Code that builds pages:
>> start

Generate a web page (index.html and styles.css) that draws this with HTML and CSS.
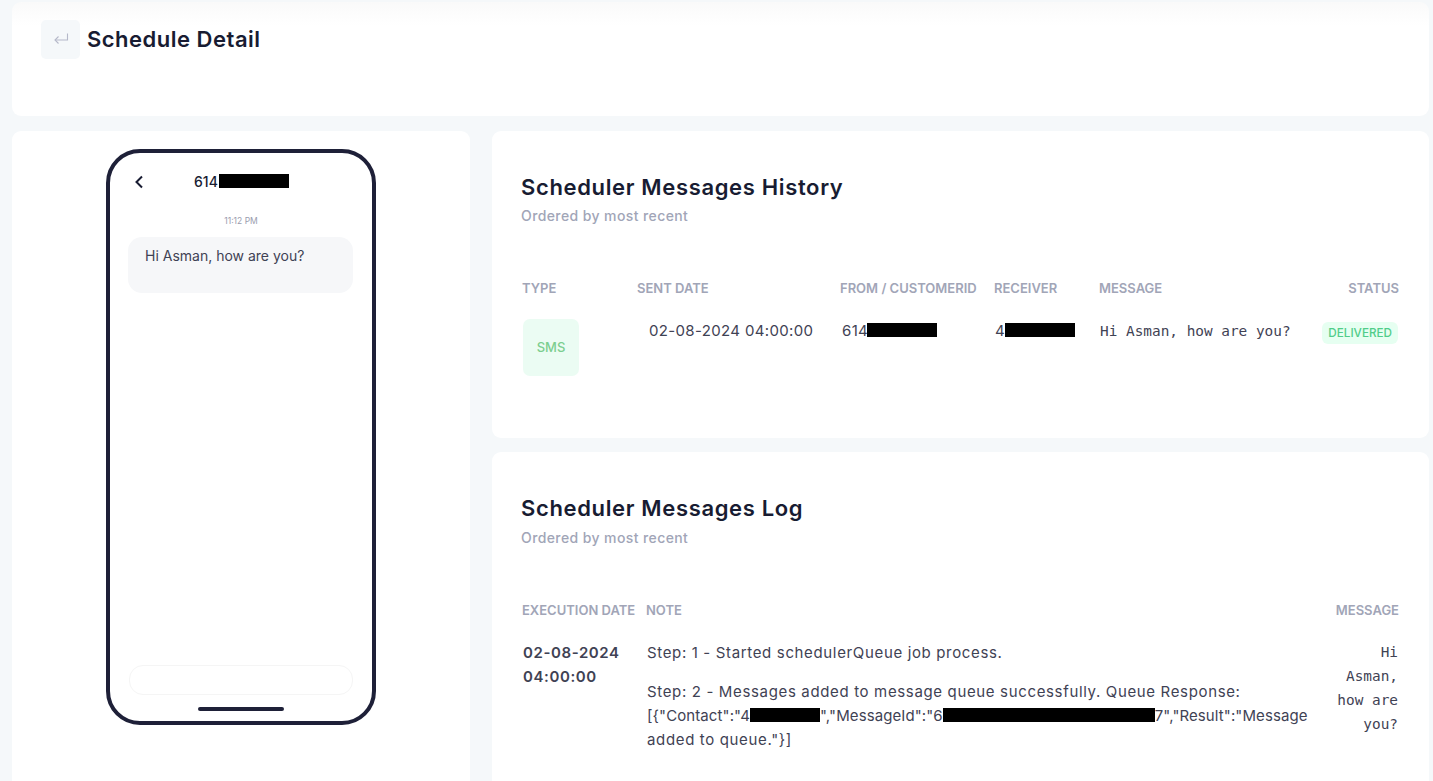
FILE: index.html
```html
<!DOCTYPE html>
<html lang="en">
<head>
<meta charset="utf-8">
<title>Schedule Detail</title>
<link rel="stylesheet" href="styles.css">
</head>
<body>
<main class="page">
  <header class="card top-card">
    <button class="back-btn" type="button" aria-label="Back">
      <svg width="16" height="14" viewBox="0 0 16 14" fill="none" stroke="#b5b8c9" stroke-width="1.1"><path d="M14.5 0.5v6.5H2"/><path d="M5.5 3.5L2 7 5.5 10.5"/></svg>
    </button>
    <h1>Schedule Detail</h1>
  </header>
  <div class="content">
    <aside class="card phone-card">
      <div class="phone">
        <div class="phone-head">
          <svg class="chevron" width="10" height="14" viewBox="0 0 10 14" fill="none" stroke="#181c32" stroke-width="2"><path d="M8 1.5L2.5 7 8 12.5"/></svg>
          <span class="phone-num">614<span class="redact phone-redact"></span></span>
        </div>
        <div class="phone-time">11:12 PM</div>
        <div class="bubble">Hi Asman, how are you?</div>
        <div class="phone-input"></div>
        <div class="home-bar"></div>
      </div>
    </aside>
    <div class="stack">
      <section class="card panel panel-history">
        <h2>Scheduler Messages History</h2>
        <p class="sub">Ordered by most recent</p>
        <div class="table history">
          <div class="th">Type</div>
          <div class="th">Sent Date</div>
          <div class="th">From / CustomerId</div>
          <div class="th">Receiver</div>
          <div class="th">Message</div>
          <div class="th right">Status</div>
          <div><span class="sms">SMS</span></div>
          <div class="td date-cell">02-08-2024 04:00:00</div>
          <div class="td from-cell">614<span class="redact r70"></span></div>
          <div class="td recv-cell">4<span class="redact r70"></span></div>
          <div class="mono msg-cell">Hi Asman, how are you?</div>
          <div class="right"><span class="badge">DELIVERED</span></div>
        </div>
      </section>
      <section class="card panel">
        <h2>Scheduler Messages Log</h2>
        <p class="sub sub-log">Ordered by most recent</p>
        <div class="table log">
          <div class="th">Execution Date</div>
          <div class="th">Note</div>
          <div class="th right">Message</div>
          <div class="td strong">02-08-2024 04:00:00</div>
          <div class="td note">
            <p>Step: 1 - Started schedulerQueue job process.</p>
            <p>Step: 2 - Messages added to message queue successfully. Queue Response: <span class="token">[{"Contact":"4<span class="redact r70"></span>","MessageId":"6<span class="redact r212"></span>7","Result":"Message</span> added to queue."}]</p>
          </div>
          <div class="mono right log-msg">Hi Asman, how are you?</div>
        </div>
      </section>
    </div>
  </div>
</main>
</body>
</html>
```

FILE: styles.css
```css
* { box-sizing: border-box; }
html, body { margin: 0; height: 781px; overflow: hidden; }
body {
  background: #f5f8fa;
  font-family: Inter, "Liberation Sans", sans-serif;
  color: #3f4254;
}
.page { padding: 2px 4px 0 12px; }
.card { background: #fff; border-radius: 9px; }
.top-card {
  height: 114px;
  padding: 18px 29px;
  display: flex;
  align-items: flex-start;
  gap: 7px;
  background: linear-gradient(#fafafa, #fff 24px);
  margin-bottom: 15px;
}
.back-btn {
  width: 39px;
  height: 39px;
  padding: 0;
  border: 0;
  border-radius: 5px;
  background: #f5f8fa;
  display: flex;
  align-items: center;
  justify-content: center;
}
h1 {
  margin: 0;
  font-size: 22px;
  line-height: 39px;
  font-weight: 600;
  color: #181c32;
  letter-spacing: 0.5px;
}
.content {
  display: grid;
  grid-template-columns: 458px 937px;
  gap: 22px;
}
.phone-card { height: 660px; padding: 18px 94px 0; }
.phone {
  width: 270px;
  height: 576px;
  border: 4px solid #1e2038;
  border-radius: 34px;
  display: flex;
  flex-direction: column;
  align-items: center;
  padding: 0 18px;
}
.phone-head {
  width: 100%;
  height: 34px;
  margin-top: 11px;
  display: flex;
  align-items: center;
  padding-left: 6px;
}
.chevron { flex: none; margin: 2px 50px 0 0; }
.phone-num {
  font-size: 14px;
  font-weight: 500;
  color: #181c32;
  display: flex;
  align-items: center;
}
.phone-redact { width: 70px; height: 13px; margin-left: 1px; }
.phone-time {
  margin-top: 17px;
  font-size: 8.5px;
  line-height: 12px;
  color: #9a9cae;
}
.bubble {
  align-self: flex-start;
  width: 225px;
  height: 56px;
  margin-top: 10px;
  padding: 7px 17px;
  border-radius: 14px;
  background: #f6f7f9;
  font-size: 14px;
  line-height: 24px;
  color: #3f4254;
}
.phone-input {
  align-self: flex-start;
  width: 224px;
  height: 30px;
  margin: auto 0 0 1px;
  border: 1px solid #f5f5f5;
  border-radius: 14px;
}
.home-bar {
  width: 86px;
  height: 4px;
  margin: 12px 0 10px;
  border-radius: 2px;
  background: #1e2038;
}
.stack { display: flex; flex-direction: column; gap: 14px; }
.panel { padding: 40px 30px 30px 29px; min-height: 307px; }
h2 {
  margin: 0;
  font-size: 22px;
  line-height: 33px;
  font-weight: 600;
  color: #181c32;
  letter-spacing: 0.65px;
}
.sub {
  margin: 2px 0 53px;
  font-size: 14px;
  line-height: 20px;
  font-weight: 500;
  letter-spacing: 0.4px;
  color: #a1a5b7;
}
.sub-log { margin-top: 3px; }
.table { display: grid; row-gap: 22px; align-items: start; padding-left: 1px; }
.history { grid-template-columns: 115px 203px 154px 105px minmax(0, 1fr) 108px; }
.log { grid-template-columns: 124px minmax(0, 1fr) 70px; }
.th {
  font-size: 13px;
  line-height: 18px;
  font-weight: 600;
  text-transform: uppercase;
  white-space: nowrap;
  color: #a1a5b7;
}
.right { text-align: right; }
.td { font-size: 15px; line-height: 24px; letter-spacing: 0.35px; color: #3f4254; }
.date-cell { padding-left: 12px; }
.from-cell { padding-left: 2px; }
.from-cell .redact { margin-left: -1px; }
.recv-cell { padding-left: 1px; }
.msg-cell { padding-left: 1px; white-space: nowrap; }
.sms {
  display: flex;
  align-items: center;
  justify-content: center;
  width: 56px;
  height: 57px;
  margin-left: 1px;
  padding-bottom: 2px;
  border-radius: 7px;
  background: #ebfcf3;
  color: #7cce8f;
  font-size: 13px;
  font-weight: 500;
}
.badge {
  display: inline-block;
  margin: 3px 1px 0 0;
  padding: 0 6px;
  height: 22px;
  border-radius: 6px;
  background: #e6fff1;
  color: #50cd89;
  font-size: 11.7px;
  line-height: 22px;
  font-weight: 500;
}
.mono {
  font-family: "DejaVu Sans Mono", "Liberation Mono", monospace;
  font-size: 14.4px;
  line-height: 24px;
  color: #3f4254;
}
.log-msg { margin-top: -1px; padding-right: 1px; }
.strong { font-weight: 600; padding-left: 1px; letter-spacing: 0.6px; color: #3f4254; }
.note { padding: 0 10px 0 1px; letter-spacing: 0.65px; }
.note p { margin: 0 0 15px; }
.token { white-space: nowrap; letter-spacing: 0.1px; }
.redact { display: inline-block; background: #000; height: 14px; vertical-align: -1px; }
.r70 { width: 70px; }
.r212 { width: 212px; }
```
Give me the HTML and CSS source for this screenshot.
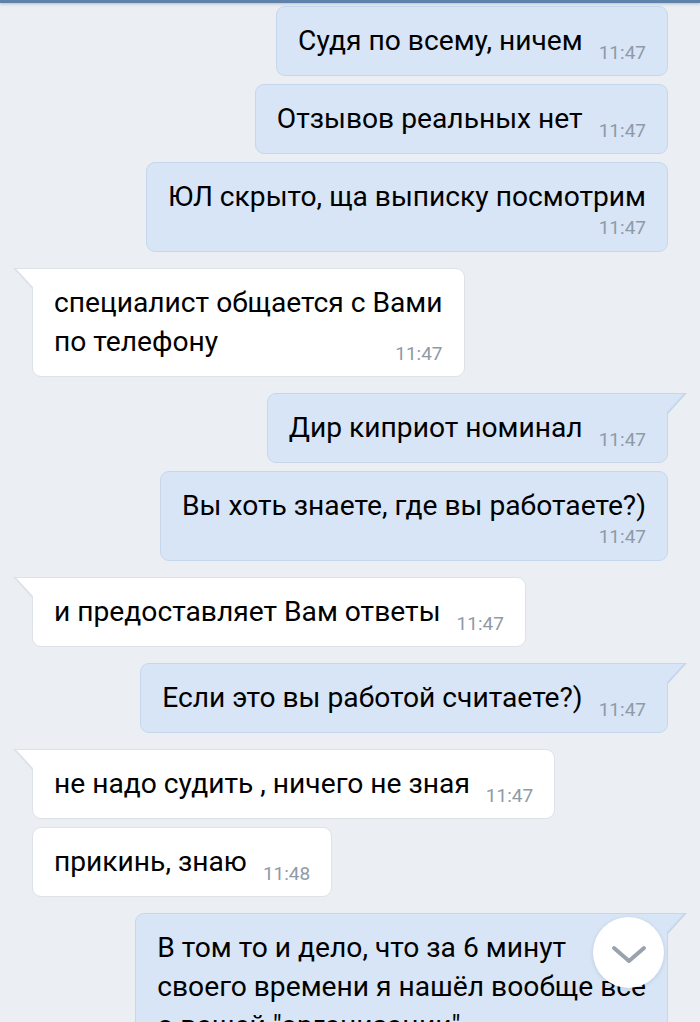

>> end

◆ **What you will do**
Your answer should be one number: the count of lines in the data above that include the word "this".

◆ **Exercise answer**
2